Decouple Storage from Compute
Big Data LDN 2019 | Decouple Storage from Compute – Put Data in the Hands of Decision Makers | Matt Houghton
What you'll learn
Kaggle’s state of data science and machine learning survey showed in some industries that up to 92% of people say that bad, unavailable, or difficult to access data is one of the top barriers to success in data and analytic projects. This is a problem because without data there is no AI. The volume and types of data that organisations need to store and process is increasing. Large data appliances that run 24/7 are often unsuitable when designing and implementing cost effective data architectures. Fortunately cloud platforms have a number of services that can help us develop and deliver a modern, cost effective and flexible data architecture.

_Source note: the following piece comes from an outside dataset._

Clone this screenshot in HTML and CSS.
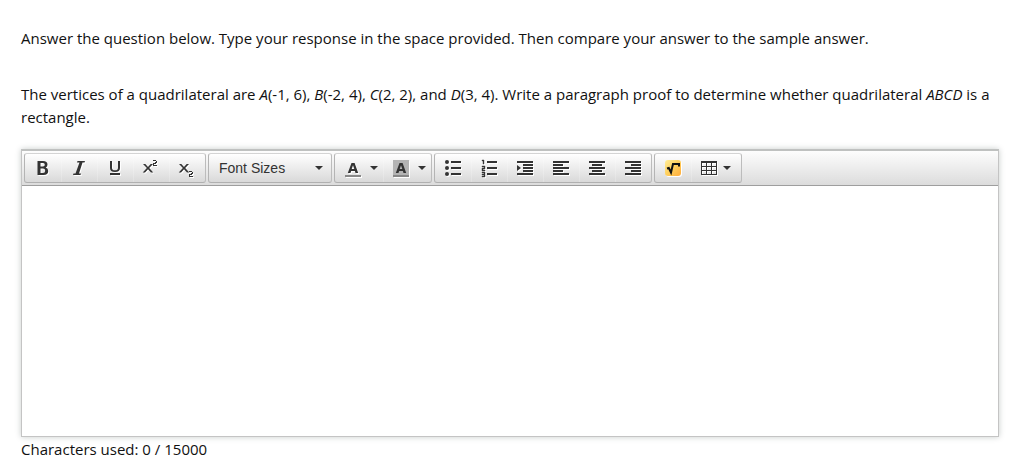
FILE: index.html
```html
<!DOCTYPE html>
<html lang="en">
<head>
<meta charset="utf-8">
<title>Paragraph proof</title>
<link rel="stylesheet" href="styles.css">
</head>
<body>
<main class="question">
  <p class="instructions">Answer the question below. Type your response in the space provided. Then compare your answer to the sample answer.</p>
  <p class="prompt" id="prompt">The vertices of a quadrilateral are <i>A</i>(-1, 6), <i>B</i>(-2, 4), <i>C</i>(2, 2), and <i>D</i>(3, 4). Write a paragraph proof to determine whether quadrilateral <i>ABCD</i> is a rectangle.</p>
  <div class="editor">
    <div class="toolbar" role="toolbar" aria-label="Formatting">
      <div class="group">
        <button class="tool" type="button" aria-label="Bold"><svg class="icon" viewBox="0 0 16 16"><path fill-rule="evenodd" d="M2.500 1H8q4.500 0 4.500 3.500Q12.500 6.800 10.700 7.500 13.200 8.300 13.200 11 13.200 15 8.500 15h-6zM5.500 3v3.600H8Q9.800 6.600 9.800 4.800 9.800 3 8 3zM5.500 8.600V13H8Q10.200 13 10.200 10.800 10.200 8.600 8 8.600z"/></svg></button>
        <button class="tool" type="button" aria-label="Italic"><svg class="icon" viewBox="0 0 16 16"><path d="M6.500 1H14l-.5 1.500h-2L8 13.500h2L9.500 15H2l.5-1.500h2L8.500 2.500H6z"/></svg></button>
        <button class="tool" type="button" aria-label="Underline"><svg class="icon" viewBox="0 0 16 16"><path d="M3 1h2v7q0 2.300 3 2.300T11 8V1h2v7q0 4-5 4T3 8zM3 13h10v2H3z"/></svg></button>
        <button class="tool" type="button" aria-label="Superscript"><svg class="icon" viewBox="0 0 16 16"><path d="M0 4h2.300L5 6.900 7.700 4H10L6.200 8.100 10.300 12.500H8L5 9.300l-3 3.200H-.3L3.900 8.100zM10 0h3v1h1v2h-1v1h-2v1h3v1h-4V3h2V2h1V1h-3z"/></svg></button>
        <button class="tool" type="button" aria-label="Subscript"><svg class="icon" viewBox="0 0 16 16"><path d="M0 4h2.300L5 6.900 7.700 4H10L6.200 8.100 10.300 12.500H8L5 9.300l-3 3.200H-.3L3.900 8.100zM10 11h3v1h1v2h-1v1h-2v1h3v1h-4v-3h2v-1h1v-1h-3z"/></svg></button>
      </div>
      <div class="group">
        <button class="tool sizes" type="button" aria-haspopup="listbox"><span>Font Sizes</span><span class="caret"></span></button>
      </div>
      <div class="group">
        <button class="tool colour" type="button" aria-label="Text color"><svg class="icon" viewBox="0 0 16 16"><path class="swatch" d="M0 15h16v2H0z"/><path fill-rule="evenodd" d="M6.500 3h3.100L13.200 13h-2.700L9.900 11H6.100L5.500 13H2.800zM6.700 9h2.600L8 5.200z"/></svg><span class="caret"></span></button>
        <button class="tool colour" type="button" aria-label="Background color"><svg class="icon" viewBox="0 0 16 16"><path class="fill" d="M0 0h16v16H0z"/><path class="swatch" d="M0 15h16v2H0z"/><path fill-rule="evenodd" d="M6.500 3h3.100L13.200 13h-2.700L9.900 11H6.100L5.500 13H2.800zM6.700 9h2.600L8 5.200z"/></svg><span class="caret"></span></button>
      </div>
      <div class="group">
        <button class="tool" type="button" aria-label="Bullet list"><svg class="icon" viewBox="0 0 16 16"><circle cx="2" cy="2" r="2"/><circle cx="2" cy="8" r="2"/><circle cx="2" cy="14" r="2"/><path d="M6 1h10v2H6zM6 7h10v2H6zM6 13h10v2H6z"/></svg></button>
        <button class="tool" type="button" aria-label="Numbered list"><svg class="icon" viewBox="0 0 16 16"><path d="M6 1h10v2H6zM6 7h10v2H6zM6 13h10v2H6z"/><path stroke="#333" stroke-width=".4" d="M2 0h1v4H2zM1 0h1v1H1zM1 6h3v3H2v1h2v1H1V8h2V7H1zM1 12h3v5H1v-1h2v-1H1v-1h2v-1H1z"/></svg></button>
        <button class="tool" type="button" aria-label="Increase indent"><svg class="icon" viewBox="0 0 16 16"><path d="M0 1h16v2H0zM6 4h10v2H6zM6 7h10v2H6zM6 10h10v2H6zM0 13h16v2H0zM0 5l4 3-4 3z"/></svg></button>
        <button class="tool" type="button" aria-label="Align left"><svg class="icon" viewBox="0 0 16 16"><path d="M0 1h16v2H0zM0 4h10v2H0zM0 7h16v2H0zM0 10h10v2H0zM0 13h16v2H0z"/></svg></button>
        <button class="tool" type="button" aria-label="Align center"><svg class="icon" viewBox="0 0 16 16"><path d="M0 1h16v2H0zM3 4h10v2H3zM0 7h16v2H0zM3 10h10v2H3zM0 13h16v2H0z"/></svg></button>
        <button class="tool" type="button" aria-label="Align right"><svg class="icon" viewBox="0 0 16 16"><path d="M0 1h16v2H0zM6 4h10v2H6zM0 7h16v2H0zM6 10h10v2H6zM0 13h16v2H0z"/></svg></button>
      </div>
      <div class="group">
        <button class="tool" type="button" aria-label="Math equation"><svg class="icon" viewBox="0 0 16 16"><defs><linearGradient id="amber" x1="0" y1="0" x2="1" y2="1"><stop offset="0" stop-color="#ffee9a"/><stop offset=".5" stop-color="#ffcf5c"/><stop offset="1" stop-color="#ffab3a"/></linearGradient></defs><rect width="16" height="16" rx="3" fill="url(#amber)"/><path d="M2 8.500 3.800 8 6 12.500 8 4h6v2.500" fill="none" stroke="#111" stroke-width="2"/></svg></button>
        <button class="tool table" type="button" aria-label="Table"><svg class="icon" viewBox="0 0 16 16"><path fill-rule="evenodd" d="M0 1h16v14H0zM1 3v3h4V3zM6 3v3h4V3zM11 3v3h4V3zM1 7v3h4V7zM6 7v3h4V7zM11 7v3h4V7zM1 11v3h4v-3zM6 11v3h4v-3zM11 11v3h4v-3z"/></svg><span class="caret"></span></button>
      </div>
    </div>
    <textarea class="response" aria-labelledby="prompt"></textarea>
  </div>
  <p class="count">Characters used: 0 / 15000</p>
</main>
</body>
</html>
```
FILE: styles.css
```css
* {
  box-sizing: border-box;
}

body {
  margin: 0;
  background: #fff;
  color: #111;
  font-family: "Open Sans", sans-serif;
  font-size: 15px;
  line-height: 23px;
}

.question {
  padding: 27px 24px 0 21px;
}

p {
  margin: 0;
}

.instructions {
  margin-bottom: 33px;
}

.prompt {
  margin-bottom: 20px;
}

.editor {
  border: 1px solid #c4c4c4;
  border-top: 2px solid #bfc1c0;
  box-shadow: 0 0 6px #c8cccb;
}

.toolbar {
  display: flex;
  flex-wrap: wrap;
  gap: 2px;
  padding: 2px;
  border-bottom: 1px solid #9e9e9e;
  background: linear-gradient(#fdfdfd, #dcdcdc);
}

.group {
  display: flex;
  border: 1px solid;
  border-color: #d4d4d4 #bcbcbc #b0b0b0 #b4b4b4;
  border-radius: 3px;
  background: linear-gradient(#fff, #d9d9d9);
}

.tool {
  display: flex;
  align-items: center;
  height: 28px;
  margin: 0;
  padding: 0 10px;
  border: 0;
  background: none;
  color: #333;
  font: 14px/20px "Liberation Sans", Arial, sans-serif;
}

.tool + .tool {
  box-shadow: inset 1px 0 rgba(255, 255, 255, 0.2);
}

.icon {
  display: block;
  flex: none;
  width: 16px;
  height: 16px;
  overflow: visible;
  fill: #333;
  filter: drop-shadow(1px 1px 0 #fff);
}

.swatch {
  fill: #888;
}

.fill {
  fill: #b4b4b4;
}

.caret {
  border: 4px solid transparent;
  border-top-color: #333;
  border-bottom: 0;
}

.sizes {
  justify-content: space-between;
  width: 122px;
  padding: 0 8px 0 10px;
}

.colour {
  gap: 9px;
  padding-right: 5px;
}

.table {
  gap: 6px;
}

.response {
  display: block;
  width: 100%;
  height: 250px;
  padding: 8px;
  border: 0;
  outline: 0;
  resize: none;
  background: #fff;
  color: inherit;
  font: inherit;
}

.count {
  padding-top: 1px;
}
```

This talk will outline and demonstrate a number of services in AWS to achieve this. The talk will start with taking a look at S3 as a storage layer that is decoupled from our compute services. We will look at discovery and classification of data in S3 using Glue and Macie and how we can apply appropriate lifecycle management and security. Moving on to the various types of processing a data project may require, Matt Houghton will look at Lambda and Glue for ETL and Athena and Redshift for query and analysis. We will look at the ready baked machine learning services available that can jump start your AI/ML capabilities. Finally we will look at how we can put data directly into the hands of decision makers using QuickSight and Alexa and deliver a self service BI capability.